Stated goal
Counting only lines that hold "index", give the total and nothing more.

Available records
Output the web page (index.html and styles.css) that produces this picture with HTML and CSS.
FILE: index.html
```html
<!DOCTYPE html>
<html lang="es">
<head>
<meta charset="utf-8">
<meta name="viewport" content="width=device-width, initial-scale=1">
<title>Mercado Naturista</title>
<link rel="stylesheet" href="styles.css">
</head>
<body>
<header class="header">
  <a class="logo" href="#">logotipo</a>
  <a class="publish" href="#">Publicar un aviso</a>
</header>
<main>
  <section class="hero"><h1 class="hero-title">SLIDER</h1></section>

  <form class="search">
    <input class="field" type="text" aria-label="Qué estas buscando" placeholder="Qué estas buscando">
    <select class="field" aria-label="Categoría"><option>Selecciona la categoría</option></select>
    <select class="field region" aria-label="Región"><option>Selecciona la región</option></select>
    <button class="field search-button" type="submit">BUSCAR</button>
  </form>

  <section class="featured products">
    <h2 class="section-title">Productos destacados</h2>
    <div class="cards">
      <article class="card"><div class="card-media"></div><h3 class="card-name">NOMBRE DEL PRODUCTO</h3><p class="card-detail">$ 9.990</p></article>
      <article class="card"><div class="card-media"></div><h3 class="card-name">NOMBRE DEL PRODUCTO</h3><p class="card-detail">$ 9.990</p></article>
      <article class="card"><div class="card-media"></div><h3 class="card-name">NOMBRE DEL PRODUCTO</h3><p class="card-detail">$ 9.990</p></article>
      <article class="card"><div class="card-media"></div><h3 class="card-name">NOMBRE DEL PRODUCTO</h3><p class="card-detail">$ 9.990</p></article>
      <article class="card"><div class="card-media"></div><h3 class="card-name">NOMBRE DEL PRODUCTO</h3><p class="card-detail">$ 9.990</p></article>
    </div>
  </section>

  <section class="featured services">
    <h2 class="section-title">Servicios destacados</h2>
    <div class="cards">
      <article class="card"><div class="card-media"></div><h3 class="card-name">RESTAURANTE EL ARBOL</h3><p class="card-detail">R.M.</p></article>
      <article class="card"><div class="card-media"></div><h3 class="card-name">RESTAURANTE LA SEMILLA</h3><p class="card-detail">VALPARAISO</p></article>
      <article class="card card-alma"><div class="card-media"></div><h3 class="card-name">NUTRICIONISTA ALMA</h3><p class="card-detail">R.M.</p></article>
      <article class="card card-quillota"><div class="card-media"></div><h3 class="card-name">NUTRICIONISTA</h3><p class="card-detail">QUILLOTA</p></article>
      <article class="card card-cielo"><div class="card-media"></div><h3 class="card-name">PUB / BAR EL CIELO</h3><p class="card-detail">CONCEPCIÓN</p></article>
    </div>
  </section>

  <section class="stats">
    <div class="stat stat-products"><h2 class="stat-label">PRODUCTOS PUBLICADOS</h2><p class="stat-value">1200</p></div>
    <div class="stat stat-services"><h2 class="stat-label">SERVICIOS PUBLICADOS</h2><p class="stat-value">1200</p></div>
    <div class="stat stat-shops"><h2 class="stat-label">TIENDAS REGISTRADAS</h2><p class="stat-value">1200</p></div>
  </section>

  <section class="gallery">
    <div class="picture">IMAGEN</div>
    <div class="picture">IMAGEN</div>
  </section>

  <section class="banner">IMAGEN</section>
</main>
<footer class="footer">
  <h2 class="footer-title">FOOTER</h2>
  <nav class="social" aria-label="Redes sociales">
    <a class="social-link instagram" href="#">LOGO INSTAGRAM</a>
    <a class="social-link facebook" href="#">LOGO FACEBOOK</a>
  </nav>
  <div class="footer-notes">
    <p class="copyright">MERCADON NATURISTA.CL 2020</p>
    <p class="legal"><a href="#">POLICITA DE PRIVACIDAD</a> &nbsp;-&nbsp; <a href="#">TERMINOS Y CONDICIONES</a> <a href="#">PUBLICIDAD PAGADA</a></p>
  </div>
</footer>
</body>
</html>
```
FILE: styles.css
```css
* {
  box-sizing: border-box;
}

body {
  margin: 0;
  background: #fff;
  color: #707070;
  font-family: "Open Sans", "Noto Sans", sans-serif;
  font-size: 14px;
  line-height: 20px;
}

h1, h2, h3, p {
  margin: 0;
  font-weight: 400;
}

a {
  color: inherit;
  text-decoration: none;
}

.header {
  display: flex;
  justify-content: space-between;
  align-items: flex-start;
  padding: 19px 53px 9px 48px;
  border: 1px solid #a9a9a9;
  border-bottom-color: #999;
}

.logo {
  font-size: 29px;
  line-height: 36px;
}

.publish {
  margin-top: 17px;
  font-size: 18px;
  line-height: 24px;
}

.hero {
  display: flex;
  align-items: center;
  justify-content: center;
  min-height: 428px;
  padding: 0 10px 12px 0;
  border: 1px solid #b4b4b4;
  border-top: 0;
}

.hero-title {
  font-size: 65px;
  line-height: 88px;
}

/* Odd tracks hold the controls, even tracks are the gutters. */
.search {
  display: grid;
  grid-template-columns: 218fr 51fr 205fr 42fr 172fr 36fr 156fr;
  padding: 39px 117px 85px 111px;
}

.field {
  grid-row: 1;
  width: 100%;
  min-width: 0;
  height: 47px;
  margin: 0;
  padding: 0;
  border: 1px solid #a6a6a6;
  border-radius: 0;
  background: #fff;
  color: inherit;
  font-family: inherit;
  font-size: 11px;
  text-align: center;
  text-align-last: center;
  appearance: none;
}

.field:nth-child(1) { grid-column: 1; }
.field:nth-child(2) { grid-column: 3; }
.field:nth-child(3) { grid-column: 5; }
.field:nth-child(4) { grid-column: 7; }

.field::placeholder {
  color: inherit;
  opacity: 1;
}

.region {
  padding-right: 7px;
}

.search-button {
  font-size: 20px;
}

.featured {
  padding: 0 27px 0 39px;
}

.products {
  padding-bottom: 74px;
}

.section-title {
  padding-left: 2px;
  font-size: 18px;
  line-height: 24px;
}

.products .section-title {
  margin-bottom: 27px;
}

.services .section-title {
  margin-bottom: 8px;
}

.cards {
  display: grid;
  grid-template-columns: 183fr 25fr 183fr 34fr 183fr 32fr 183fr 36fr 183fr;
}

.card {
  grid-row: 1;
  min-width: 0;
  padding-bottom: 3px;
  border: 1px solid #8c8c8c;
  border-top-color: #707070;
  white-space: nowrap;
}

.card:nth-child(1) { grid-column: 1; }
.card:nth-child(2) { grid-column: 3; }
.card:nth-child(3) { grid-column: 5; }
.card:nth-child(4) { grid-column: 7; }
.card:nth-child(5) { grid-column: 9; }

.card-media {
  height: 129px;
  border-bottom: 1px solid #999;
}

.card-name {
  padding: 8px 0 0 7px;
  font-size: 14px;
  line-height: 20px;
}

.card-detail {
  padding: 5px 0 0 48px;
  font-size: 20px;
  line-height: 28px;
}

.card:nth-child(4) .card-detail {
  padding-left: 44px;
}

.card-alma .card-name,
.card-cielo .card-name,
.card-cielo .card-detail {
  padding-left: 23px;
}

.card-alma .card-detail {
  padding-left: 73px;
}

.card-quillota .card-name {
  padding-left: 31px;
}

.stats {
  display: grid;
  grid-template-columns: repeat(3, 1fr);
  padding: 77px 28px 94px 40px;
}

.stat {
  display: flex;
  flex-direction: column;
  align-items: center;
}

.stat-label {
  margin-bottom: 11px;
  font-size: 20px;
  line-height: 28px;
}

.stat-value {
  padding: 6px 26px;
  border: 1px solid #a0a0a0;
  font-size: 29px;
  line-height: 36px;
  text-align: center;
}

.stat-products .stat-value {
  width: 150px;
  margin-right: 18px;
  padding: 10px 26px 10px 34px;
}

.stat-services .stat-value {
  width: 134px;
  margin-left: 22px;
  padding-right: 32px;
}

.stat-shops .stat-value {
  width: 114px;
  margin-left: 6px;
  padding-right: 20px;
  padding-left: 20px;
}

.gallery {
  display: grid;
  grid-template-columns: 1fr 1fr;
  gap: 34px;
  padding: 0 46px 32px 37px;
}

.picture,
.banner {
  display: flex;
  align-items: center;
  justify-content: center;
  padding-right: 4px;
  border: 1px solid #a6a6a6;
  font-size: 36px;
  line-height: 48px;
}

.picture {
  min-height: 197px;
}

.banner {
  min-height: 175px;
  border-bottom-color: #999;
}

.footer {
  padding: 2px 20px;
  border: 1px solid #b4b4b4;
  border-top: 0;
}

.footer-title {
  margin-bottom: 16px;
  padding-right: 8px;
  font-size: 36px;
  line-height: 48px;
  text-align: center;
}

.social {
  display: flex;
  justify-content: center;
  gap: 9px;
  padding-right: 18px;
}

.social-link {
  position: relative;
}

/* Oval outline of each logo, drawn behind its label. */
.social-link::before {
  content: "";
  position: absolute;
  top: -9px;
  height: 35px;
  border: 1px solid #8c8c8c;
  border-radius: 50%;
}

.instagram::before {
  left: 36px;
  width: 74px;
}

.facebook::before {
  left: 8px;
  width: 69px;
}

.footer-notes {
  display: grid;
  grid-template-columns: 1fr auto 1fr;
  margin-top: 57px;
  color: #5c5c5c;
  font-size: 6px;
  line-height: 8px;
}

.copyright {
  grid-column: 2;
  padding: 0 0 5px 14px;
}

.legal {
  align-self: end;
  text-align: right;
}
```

---

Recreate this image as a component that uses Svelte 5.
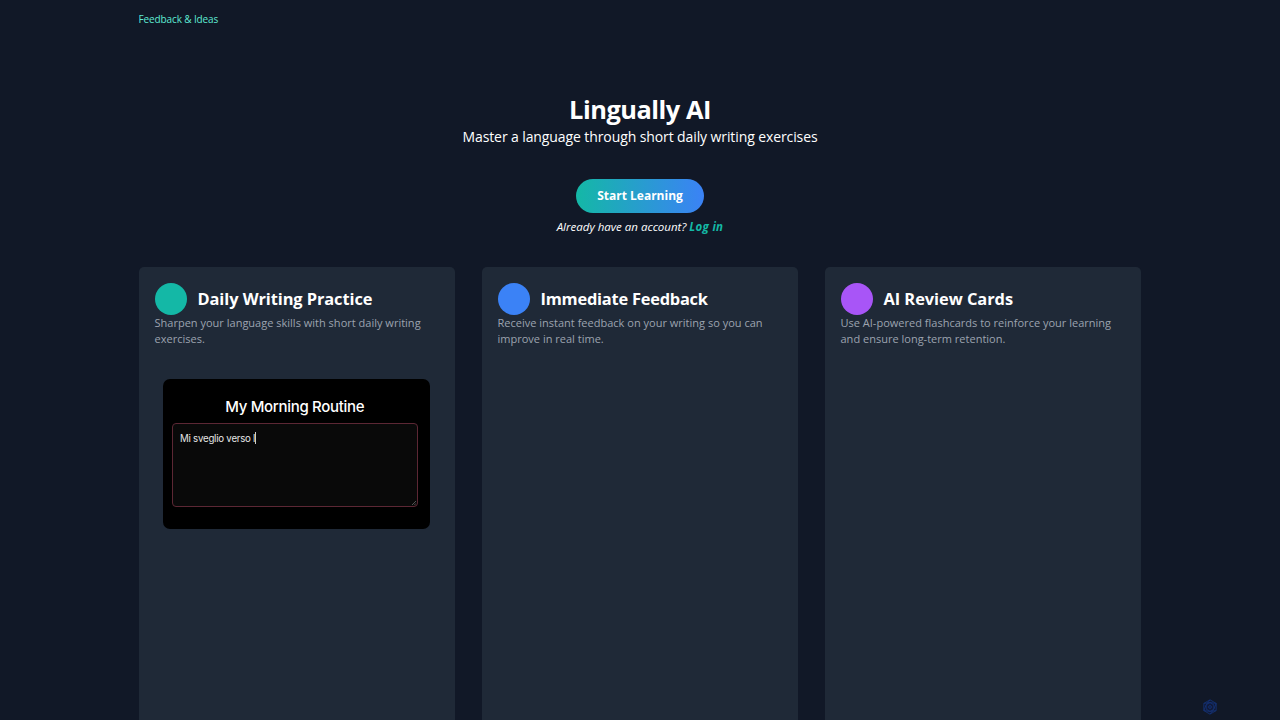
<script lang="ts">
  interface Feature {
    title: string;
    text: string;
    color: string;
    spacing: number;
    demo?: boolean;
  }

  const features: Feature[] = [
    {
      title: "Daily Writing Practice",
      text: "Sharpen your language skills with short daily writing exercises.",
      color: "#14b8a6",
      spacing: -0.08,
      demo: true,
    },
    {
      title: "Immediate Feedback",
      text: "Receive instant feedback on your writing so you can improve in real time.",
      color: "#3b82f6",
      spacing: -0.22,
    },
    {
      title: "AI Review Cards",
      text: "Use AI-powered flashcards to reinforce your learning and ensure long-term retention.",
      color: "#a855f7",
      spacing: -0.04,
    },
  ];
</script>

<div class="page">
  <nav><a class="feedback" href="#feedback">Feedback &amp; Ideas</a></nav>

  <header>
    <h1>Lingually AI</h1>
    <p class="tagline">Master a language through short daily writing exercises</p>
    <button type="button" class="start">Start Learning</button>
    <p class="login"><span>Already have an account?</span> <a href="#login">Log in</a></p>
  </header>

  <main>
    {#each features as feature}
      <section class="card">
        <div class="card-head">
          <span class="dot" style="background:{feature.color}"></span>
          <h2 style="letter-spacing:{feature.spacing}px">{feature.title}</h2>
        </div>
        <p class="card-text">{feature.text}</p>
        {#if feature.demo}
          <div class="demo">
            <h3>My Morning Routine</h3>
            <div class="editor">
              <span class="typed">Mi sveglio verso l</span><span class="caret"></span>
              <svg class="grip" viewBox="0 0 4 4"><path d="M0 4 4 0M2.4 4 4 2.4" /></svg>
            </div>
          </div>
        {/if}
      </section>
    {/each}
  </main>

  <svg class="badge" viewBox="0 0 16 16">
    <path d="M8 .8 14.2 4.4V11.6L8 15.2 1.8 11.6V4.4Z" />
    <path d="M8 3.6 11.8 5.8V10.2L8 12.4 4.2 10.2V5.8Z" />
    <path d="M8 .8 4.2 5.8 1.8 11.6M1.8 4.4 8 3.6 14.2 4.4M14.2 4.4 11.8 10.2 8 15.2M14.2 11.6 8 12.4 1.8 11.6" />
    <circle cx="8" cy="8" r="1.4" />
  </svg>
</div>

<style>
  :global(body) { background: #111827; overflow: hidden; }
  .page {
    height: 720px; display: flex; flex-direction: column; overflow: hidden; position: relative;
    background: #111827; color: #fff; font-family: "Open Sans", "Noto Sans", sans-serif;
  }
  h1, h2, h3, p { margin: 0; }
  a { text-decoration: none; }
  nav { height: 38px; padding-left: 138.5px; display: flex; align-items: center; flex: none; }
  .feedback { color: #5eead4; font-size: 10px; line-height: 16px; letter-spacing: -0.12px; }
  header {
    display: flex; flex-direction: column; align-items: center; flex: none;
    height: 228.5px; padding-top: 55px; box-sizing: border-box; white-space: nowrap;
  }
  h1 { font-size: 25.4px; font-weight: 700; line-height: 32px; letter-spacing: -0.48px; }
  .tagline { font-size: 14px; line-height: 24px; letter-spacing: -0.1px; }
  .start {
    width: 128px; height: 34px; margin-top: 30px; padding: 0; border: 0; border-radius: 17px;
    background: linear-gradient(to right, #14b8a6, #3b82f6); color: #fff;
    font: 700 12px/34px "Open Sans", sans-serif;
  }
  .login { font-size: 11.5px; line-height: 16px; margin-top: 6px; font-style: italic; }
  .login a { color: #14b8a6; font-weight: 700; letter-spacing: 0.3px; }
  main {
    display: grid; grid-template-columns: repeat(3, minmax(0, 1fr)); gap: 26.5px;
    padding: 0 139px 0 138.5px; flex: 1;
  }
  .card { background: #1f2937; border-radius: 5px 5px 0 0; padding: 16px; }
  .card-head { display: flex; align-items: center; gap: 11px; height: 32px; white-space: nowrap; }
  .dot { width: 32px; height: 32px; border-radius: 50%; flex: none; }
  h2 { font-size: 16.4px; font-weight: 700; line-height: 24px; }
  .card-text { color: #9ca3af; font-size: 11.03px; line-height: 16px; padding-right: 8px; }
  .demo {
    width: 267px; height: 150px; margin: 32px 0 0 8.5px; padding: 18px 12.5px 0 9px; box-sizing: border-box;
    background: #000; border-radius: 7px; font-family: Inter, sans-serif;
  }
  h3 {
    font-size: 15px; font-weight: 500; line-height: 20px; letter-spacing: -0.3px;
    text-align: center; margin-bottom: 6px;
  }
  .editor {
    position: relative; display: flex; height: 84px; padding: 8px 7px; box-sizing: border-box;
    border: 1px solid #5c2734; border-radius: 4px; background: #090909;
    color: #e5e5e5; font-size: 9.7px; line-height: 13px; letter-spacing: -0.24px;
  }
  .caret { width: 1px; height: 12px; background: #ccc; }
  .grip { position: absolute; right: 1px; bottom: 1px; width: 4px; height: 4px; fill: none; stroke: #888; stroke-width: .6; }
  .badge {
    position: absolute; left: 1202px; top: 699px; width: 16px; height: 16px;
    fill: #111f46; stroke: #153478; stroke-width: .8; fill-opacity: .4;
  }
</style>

Solution for this task
2